- [Problem to solve]
Only a number is expected: how many lines in the data below contain the word "components".

[start of Recorded information]

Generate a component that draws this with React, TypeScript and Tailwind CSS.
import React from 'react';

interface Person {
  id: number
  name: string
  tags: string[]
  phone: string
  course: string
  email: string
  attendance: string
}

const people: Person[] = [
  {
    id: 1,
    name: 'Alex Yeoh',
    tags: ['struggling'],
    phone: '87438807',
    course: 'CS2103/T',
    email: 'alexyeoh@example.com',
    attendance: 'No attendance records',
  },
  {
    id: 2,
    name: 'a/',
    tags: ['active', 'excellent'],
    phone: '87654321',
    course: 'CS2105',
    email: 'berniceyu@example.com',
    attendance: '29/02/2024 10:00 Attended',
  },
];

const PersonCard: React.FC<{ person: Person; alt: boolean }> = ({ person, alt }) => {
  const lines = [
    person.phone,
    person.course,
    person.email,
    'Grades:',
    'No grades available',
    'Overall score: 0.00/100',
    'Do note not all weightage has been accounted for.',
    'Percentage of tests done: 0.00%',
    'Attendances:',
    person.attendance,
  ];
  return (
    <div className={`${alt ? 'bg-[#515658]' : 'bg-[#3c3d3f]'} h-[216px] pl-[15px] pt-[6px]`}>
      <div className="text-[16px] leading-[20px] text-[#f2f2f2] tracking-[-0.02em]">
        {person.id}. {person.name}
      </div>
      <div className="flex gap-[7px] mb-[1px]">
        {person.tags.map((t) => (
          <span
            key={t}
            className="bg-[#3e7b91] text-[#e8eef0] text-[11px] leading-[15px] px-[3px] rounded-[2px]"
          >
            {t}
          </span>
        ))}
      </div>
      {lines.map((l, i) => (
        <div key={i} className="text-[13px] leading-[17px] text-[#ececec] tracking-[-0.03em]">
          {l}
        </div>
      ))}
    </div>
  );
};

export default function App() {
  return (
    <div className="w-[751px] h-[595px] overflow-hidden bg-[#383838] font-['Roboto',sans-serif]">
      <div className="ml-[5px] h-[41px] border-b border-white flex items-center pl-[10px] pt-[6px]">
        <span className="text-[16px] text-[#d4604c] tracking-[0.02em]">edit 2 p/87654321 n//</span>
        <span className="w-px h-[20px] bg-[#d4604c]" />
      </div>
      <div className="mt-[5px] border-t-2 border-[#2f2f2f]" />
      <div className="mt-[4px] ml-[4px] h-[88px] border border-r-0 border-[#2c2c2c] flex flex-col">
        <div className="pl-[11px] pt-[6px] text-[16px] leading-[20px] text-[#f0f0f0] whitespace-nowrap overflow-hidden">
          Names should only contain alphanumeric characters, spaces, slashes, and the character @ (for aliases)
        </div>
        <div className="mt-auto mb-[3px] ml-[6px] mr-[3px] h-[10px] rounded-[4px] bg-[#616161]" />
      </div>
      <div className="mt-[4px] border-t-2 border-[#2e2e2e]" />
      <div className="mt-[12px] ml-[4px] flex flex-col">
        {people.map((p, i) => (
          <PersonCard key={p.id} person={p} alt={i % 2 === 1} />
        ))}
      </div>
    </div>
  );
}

[end of Recorded information]
[start of Recorded information]

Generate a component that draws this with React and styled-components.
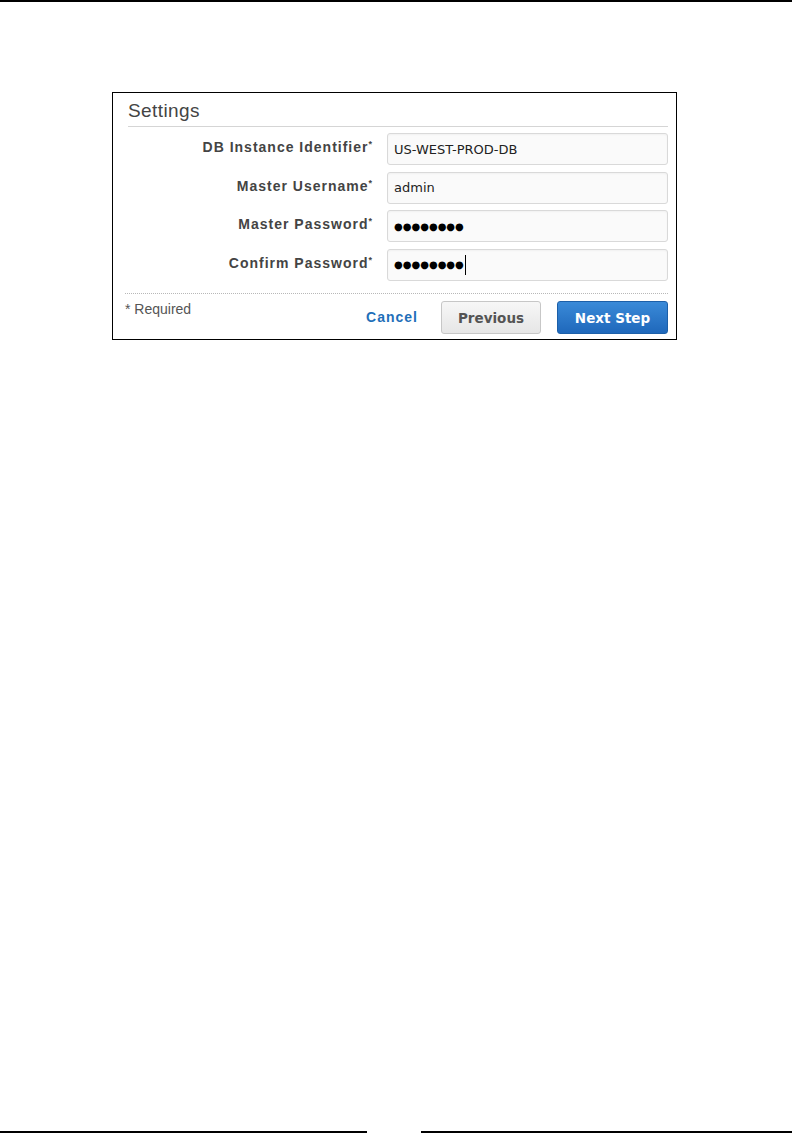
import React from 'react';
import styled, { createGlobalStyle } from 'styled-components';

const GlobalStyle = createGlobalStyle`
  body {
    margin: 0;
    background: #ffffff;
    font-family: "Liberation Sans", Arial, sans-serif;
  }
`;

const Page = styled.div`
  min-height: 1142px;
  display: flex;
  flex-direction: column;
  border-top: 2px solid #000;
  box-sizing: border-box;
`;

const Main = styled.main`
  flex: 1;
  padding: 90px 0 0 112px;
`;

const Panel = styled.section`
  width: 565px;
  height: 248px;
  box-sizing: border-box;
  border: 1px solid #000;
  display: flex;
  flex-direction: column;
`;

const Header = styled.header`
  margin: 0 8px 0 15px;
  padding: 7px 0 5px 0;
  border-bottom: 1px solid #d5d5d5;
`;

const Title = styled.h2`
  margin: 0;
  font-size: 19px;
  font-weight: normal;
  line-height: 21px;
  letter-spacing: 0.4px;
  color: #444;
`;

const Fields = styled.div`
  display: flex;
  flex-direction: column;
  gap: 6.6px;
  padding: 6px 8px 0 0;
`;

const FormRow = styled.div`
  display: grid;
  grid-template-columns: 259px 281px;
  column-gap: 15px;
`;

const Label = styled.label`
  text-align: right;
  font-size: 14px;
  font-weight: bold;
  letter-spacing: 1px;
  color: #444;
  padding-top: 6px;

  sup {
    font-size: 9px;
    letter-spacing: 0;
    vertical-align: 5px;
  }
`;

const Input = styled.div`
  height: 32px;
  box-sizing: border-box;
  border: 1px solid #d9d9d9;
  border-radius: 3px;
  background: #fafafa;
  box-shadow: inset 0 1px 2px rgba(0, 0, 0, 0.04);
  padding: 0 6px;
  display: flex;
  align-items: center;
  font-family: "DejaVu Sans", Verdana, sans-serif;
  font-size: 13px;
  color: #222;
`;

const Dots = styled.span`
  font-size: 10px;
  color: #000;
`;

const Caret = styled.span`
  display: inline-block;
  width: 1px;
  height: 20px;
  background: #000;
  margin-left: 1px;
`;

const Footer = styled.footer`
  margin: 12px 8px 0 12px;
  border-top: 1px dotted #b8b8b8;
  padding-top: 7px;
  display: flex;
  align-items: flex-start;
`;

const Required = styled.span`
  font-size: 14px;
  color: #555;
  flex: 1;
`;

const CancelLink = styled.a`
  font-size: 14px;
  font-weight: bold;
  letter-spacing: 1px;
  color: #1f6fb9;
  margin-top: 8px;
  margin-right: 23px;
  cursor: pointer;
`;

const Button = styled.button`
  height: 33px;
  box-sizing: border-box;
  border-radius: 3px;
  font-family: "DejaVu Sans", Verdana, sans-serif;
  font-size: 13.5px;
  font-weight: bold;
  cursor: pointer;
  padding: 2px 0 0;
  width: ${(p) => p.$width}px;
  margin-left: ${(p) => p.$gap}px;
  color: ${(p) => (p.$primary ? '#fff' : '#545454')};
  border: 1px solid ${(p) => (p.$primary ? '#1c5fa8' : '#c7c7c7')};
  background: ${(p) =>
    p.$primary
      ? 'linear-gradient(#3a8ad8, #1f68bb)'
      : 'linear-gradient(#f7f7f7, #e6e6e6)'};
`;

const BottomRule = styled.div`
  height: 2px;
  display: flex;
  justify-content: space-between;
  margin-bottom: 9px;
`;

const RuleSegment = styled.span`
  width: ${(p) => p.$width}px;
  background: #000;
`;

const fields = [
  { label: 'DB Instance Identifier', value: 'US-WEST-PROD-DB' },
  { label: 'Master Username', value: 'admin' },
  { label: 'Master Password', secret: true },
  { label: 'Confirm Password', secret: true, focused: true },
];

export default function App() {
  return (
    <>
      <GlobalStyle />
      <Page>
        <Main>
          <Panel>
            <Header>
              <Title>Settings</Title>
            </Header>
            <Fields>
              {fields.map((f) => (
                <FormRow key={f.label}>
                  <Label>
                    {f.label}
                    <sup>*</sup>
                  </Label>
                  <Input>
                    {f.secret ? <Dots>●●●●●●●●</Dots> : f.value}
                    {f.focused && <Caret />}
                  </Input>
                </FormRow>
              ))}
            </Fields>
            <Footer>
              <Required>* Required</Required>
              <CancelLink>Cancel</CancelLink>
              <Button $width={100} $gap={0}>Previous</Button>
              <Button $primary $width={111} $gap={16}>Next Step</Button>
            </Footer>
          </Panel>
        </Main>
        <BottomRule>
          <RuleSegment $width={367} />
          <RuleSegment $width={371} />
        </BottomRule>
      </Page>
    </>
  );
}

[end of Recorded information]
[start of Recorded information]

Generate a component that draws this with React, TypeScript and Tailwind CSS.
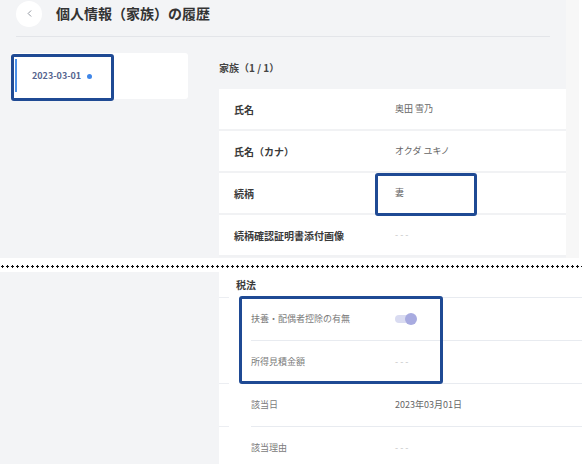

[end of Recorded information]

- [Answer in full]
2